Monday, November 18, 2013

The Seduction of the Inevitable, or Not a Damn Thing You Can Do About It!!



Ornamental Apple Tree after hoar frost


Stuffed Racoon for sale - What would you offer?
The conversation was about pipelines and tankers and the Alberta Oil Sands and such, and the apparent change of heart of Christie Clark, premier of British Columbia, on the construction of a pipeline through her province to carry heavy oil sands bitumen to be loaded onto tankers on her pristine coastline and shipped to Asia so a great deal of money could be made, etc., etc.

It was actually a refreshing change from the endless talk of Rob Ford.

A British Columbian colleague was not surprised by Clark's apparent about-face on the subject. She opined that there is no better choice than the pipeline to transport the oil; a slam dunk compared with rail or road tankers. I said that there is a real choice: leave the oil in the sands where it is, fix up the mess and go on to some cleaner enterprise.

That's not the way the world works, I was informed. Selling oil sands energy to Asia will happen; we're better off just making sure we choose the least dangerous way to move it.

It's inevitable. Like death and taxes, puberty and menopause, earthquakes and typhoons, there's not a damn thing you can do about it, so get used to it.

It's true of course. Many, many happenings are inevitable. They will happen, like it or not. But wait, shipping oil sands bitumen to Asia IS NOT ONE OF THEM. There are choices possible here, different routes to take, debates and decisions to be had that are different from the status quo.

Much that we have resigned ourselves to is NOT inevitable.

There's a seductiveness about resignation, though; if nothing can be done, then nothing is required of us.

We can rest calmly in the arms of the creator, who promises a better world when the final, inevitable chapter has been written. This world, in that case, is not my home anyway.

Truth is, we waste more energy than we use; we travel far more than is necessary, for instance. Way too much light, way too much wasted heat, way too many five-passenger-vehicles-with-one-occupant driving.

“I have a dream,” Martin Luther King might have said if he was presently a living Canadian. “I have a dream of the tar sands covered up and the area restored to be bird, fish and people-friendly again.
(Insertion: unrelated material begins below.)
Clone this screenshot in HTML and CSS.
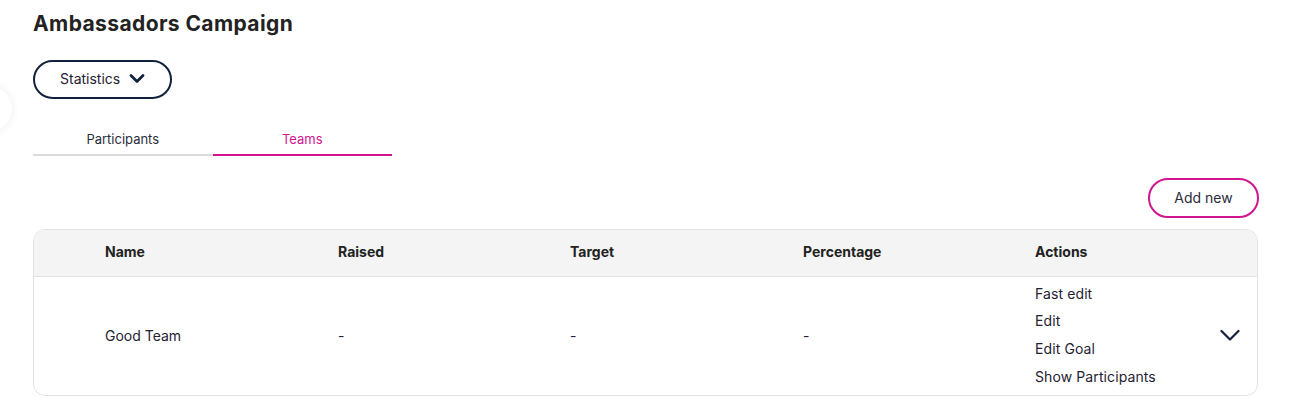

I have a dream of many, many men and women employed making solar panels, wind generators, tidal generators. I dream of roofs made entirely of solar panels, of wind generators in every town, of cities where only electric golf carts, bicycles, pedestrians and public transportation are allowed on the streets.”

I have a dream. A dream of clean air, clean water, clean land.




Sunday, November 10, 2013

Get a Job, You Bum!

What the crow said

When it comes to governance in a democracy, conservatism makes an excellent opposition; allow conservatism to take charge, however, and the clean up takes years of tedious commitment.” - the crow

Having been an adult educator for a dozen or so years, my ears perk up when I hear announcements relating to that field. Employment and Social Development Minister Jason Kenney met with the provinces and territories this week to sell a new plan for preparing the unemployed for the job market. I didn't get the details, but it apparently involves reducing the grants for this purpose to provinces and spending the difference on a joint training program involving industry. There's a logic to it; if Widgets, Inc. needs people to function on the Widget assembly line, they should probably bear some of the burden of training people to do that. Chalk it up to cost of production and raise your prices to cover the new expense.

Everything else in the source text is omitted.